How to Choose FPGA Correctly

In the early stages of learning FPGA, I personally think there is no need to rush to purchase a specific FPGA development board, as the novelty of getting a new board may cause you to lose your learning direction. You can first learn the syntax of Verilog HDL, VHDL, or SystemVerilog development languages and verify the syntax through Xilinx or Altera (Intel)’s integrated development tools. At the same time, master necessary simulation verification methods to lay a solid foundation for future development. After mastering a certain language foundation, the development board will become an essential experimental environment in the FPGA learning process. Because any syntax logic ultimately needs to be demonstrated through physical objects. Without a development board, you cannot conduct board-level verification, and you cannot truly validate the correctness of the design. At the same time, in the advanced learning stage, timing verification also needs to be conducted on the development board. In addition, learning FPGA in conjunction with the development board helps to understand and develop hardware structures.

Compared to other development boards (51, DSP, ARM development boards), FPGA development boards are indeed quite expensive. However, to master a technology, I personally recommend buying an introductory board, as this will speed up your learning. If conditions allow, it is recommended to buy development boards produced by the official or its agents, as official materials are complete, which can help you avoid detours. If you choose low-priced FPGA development boards or unknown clone boards on certain platforms, you often need a deeper understanding of the hardware design of the development board, otherwise, it is easy to encounter problems.
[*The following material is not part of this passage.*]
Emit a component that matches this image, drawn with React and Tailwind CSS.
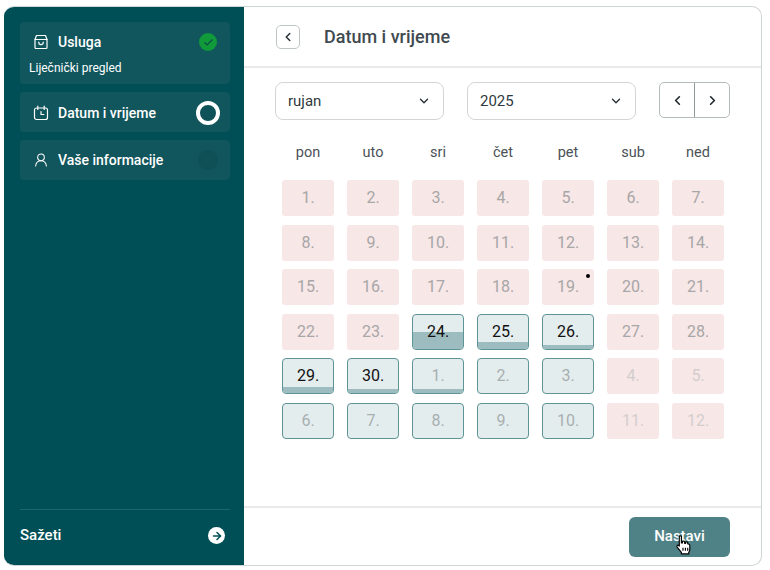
import { ChevronDown, ChevronLeft, ChevronRight, Check, ArrowRight, UserRound } from "lucide-react";

const weekDays = ["pon", "uto", "sri", "čet", "pet", "sub", "ned"];

// kind: off = blocked day, open = bookable day, fill = px of the busy bar
const days = [
  ...[1, 2, 3, 4, 5, 6, 7, 8, 9, 10, 11, 12, 13, 14, 15, 16, 17, 18, 19, 20, 21, 22, 23].map((n) => ({ n, kind: "off" })),
  { n: 24, kind: "open", active: true, fill: 17 },
  { n: 25, kind: "open", active: true, fill: 7 },
  { n: 26, kind: "open", active: true, fill: 4 },
  { n: 27, kind: "off" },
  { n: 28, kind: "off" },
  { n: 29, kind: "open", active: true, fill: 6 },
  { n: 30, kind: "open", active: true, fill: 4 },
  { n: 1, kind: "open", fill: 4 },
  { n: 2, kind: "open" },
  { n: 3, kind: "open" },
  { n: 4, kind: "off", faint: true },
  { n: 5, kind: "off", faint: true },
  { n: 6, kind: "open" },
  { n: 7, kind: "open" },
  { n: 8, kind: "open" },
  { n: 9, kind: "open" },
  { n: 10, kind: "open" },
  { n: 11, kind: "off", faint: true },
  { n: 12, kind: "off", faint: true },
];

function BagIcon() {
  return (
    <svg width="16" height="16" viewBox="0 0 16 16" fill="none" stroke="white" strokeWidth="1.2" strokeLinejoin="round" strokeLinecap="round">
      <path d="M3.5 1.5h9l1.5 4v8a1 1 0 0 1-1 1H3a1 1 0 0 1-1-1v-8z" />
      <path d="M2 5.5h12" />
      <path d="M5.8 8v.5a2.2 2.2 0 0 0 4.4 0V8" />
    </svg>
  );
}

function CalendarIcon() {
  return (
    <svg width="16" height="16" viewBox="0 0 16 16" fill="none" stroke="white" strokeWidth="1.2" strokeLinejoin="round" strokeLinecap="round">
      <rect x="1.5" y="3" width="13" height="11.5" rx="2" />
      <path d="M4.8 1.2v3.2M11.2 1.2v3.2" />
      <path d="M8 6.5v3h2.8" />
    </svg>
  );
}

function HandCursor() {
  return (
    <svg className="absolute left-[46px] top-[18px]" width="17" height="20" viewBox="0 0 16 19" fill="white" stroke="black" strokeWidth="1.1" strokeLinejoin="round">
      <path d="M4 1.500c0-1 2-1 2 0v6l1 .1V6.500c0-1 2-1 2 0v1.300l1 .2V7.200c0-1 2-1 2 0v1.200l.8.2c.8.2 1.200.8 1.200 1.600v3.300c0 1.400-.6 2.200-1 3v1.500H6v-1.500c-1-1.200-2.500-3-4-5-.8-1.200.6-2.400 1.600-1.400l.4.5z" />
      <path d="M7.500 12v3M9.800 12v3M12 12v3" fill="none" />
    </svg>
  );
}

function DayCell({ day }) {
  if (day.kind === "off") {
    return (
      <div className={`flex h-9 items-center justify-center rounded-[3px] bg-[#f7e7e7] text-[16px] ${day.faint ? "text-[#d3cdcd]" : "text-[#a8a6a6]"}`}>
        {day.n}.
      </div>
    );
  }
  return (
    <div className={`relative flex h-9 items-center justify-center overflow-hidden rounded-[4px] border border-[#5f9497] bg-[#e4edee] text-[16px] ${day.active ? "text-[#111111]" : "text-[#a8afb0]"}`}>
      {day.fill && <div className="absolute inset-x-0 bottom-0 bg-[#9dbcbf]" style={{ height: day.fill }} />}
      <span className="relative">{day.n}.</span>
    </div>
  );
}

function MonthSelect({ label }) {
  return (
    <div className="flex h-[38px] w-[169px] items-center justify-between rounded-lg border border-[#d3d6d7] pl-3 pr-[12px] text-[15px] text-[#2f3a40]">
      <span>{label}</span>
      <ChevronDown size={14} strokeWidth={2.4} className="text-[#2a3338]" />
    </div>
  );
}

export default function App() {
  return (
    <div className="h-[570px] w-[770px] bg-white pl-1 pt-1.5 font-['Roboto',sans-serif]">
      <div className="flex h-[560px] w-[758px] overflow-hidden rounded-[10px] border-r border-b border-t border-[#cfd4d5] bg-white">
        <aside className="flex w-[240px] shrink-0 flex-col bg-[#004f56] pl-4 pr-[14px] pt-[15px] text-white">
          <div className="flex flex-col gap-2">
            <div className="h-[62px] rounded-[4px] bg-[#11565c] pl-[9px] pr-[13px] pt-2">
              <div className="flex h-6 items-center justify-between">
                <div className="flex items-center gap-[9px] pl-1">
                  <BagIcon />
                  <span className="text-[14px] font-medium">Usluga</span>
                </div>
                <div className="flex h-[18px] w-[18px] items-center justify-center rounded-full bg-[#109a3a]">
                  <Check size={11} strokeWidth={2.5} className="text-[#0b4d48]" />
                </div>
              </div>
              <p className="mt-[5px] text-[12px]">Liječnički pregled</p>
            </div>
            <div className="flex h-10 items-center justify-between rounded-[4px] bg-[#11565c] pl-[13px] pr-[10px] pt-0.5">
              <div className="flex items-center gap-[9px]">
                <CalendarIcon />
                <span className="text-[14px] font-medium">Datum i vrijeme</span>
              </div>
              <div className="h-6 w-6 rounded-full border-4 border-white bg-[#0f5158]" />
            </div>
            <div className="flex h-10 items-center justify-between rounded-[4px] bg-[#11565c] pl-[13px] pr-3">
              <div className="flex items-center gap-[9px]">
                <UserRound size={16} strokeWidth={1.6} />
                <span className="text-[14px] font-medium">Vaše informacije</span>
              </div>
              <div className="h-5 w-5 rounded-full bg-[#0f4f56]" />
            </div>
          </div>
          <div className="mb-1 mt-auto flex h-[52px] items-center justify-between border-t border-[#1f666c] pr-[5px]">
            <span className="text-[15px] font-medium">Sažeti</span>
            <div className="flex h-[17px] w-[17px] items-center justify-center rounded-full bg-white">
              <ArrowRight size={12} strokeWidth={3} className="text-[#004f56]" />
            </div>
          </div>
        </aside>

        <main className="flex min-w-0 flex-1 flex-col">
          <header className="flex h-[61px] shrink-0 items-center gap-6 border-b-2 border-[#e9ebeb] pl-8">
            <button className="flex h-6 w-6 items-center justify-center rounded-[5px] border border-[#bfc5c6]">
              <ChevronLeft size={14} strokeWidth={2.6} className="text-[#2a3338]" />
            </button>
            <h1 className="text-[18px] font-medium text-[#3f4a50]">Datum i vrijeme</h1>
          </header>

          <section className="relative flex-1 pl-[31px] pt-[14px]">
            <div className="flex items-start">
              <MonthSelect label="rujan" />
              <div className="ml-[23px]">
                <MonthSelect label="2025" />
              </div>
              <div className="ml-[23px] flex h-9 w-[71px] rounded-[5px] border border-[#b3baba]">
                <button className="flex flex-1 items-center justify-center border-r border-[#8f9a9b]">
                  <ChevronLeft size={15} strokeWidth={2.6} className="text-[#1f282c]" />
                </button>
                <button className="flex flex-1 items-center justify-center">
                  <ChevronRight size={15} strokeWidth={2.6} className="text-[#1f282c]" />
                </button>
              </div>
            </div>

            <div className="ml-[7px] w-[442px]">
              <div className="mt-[23px] grid h-5 grid-cols-7 gap-x-[13px] text-center text-[14.5px] leading-5 text-[#4a5257]">
                {weekDays.map((d) => (
                  <div key={d}>{d}</div>
                ))}
              </div>
              <div className="mt-[17px] grid grid-cols-7 gap-x-[13px] gap-y-[8.6px]">
                {days.map((day, i) => (
                  <DayCell key={i} day={day} />
                ))}
              </div>
            </div>
            <div className="absolute left-[342px] top-[206px] h-1 w-1 rounded-full bg-black" />
          </section>

          <footer className="flex h-[59px] shrink-0 items-center justify-end border-t-2 border-[#e9ebeb] pr-[31px]">
            <button className="relative h-10 w-[101px] rounded-md bg-[#4f8287] text-[15px] font-medium text-white">
              Nastavi
              <HandCursor />
            </button>
          </footer>
        </main>
      </div>
    </div>
  );
}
From the perspective of engineering applications, Xilinx currently has a slight advantage in industrial applications. I suggest choosing suitable devices and development boards from engineering projects. When selecting development boards, pay attention to the following points:

1. Choose chips that support the latest integrated development environments (Quartus 16 or Vivado 2016.04), so you can choose Xilinx 7 series and later FPGA chips or Altera Stratix4, Cyclone 5, Arria 5 and later chips.

2. Choose chips with a slightly larger resource scale, with logic unit scale of at least 50k or more (Xilinx chips are marked with resources *4 to compare with Altera chips).

3. Development boards with rich on-board resources or many expansion interfaces. For beginners without projects, resources on the development board are more suitable for familiarizing with hardware and learning FPGA; for project-oriented purposes, it is recommended to choose development boards with rich expansion interfaces.

4. Price should certainly be considered, but do not just seek cheap options; also consider the quality of the product, performance, and richness of learning resources. Currently, Digilent offers student discounts on their official website, greatly enhancing the cost-performance ratio of development boards.

Since I have had more contact with Xilinx development boards, I will recommend a few FPGA development boards. In addition to having complete official materials and high reliability, Xilinx development boards have a unique advantage of having built-in analog-to-digital converters (ADC), which facilitates signal processing design.

Recommendation 1: Basys 3

This is the first pocket-sized development board launched for the Xilinx 7 series chips, with a suitable resource size and high cost-performance ratio. It is suitable for college teachers and students, especially those studying digital circuit courses. It has rich peripheral and expansion interface resources, facilitating the learning of basic peripheral drivers while also allowing for the expansion of other module functions. You can learn about Xilinx’s latest FPGA architecture while mastering Xilinx’s integrated development tools.

Recommendation 2: Zybo

The most cost-effective Zynq7000 development board, suitable for students who combine embedded software and hardware, requires a certain foundation in embedded systems and FPGA development experience. It is recommended to start with bare-metal operation after becoming familiar with FPGA, then proceed to learn embedded systems. The Zynq-7000 series chips are heterogeneous, combining FPGA with dual-core Cortex-A9, making it most suitable for learning FPGA hardware acceleration. Additionally, the new upgraded Zybo-Z7 has recently been released, significantly improving performance while also including a Xilinx SDSoC voucher, which is indeed impressive.

Recommendation 3: Arty Series

FPGA development boards specifically designed for geeks, suitable for lightweight embedded engineering applications. They also come with Arduino Shield interfaces for easy expansion of Arduino peripheral modules.

In Conclusion:

Learning FPGA has a relatively high entry threshold, but the employment prospects are also much better. The road ahead is slow, and the sea of learning is boundless. Having written so much, I hope it can help those who are just starting to learn FPGA.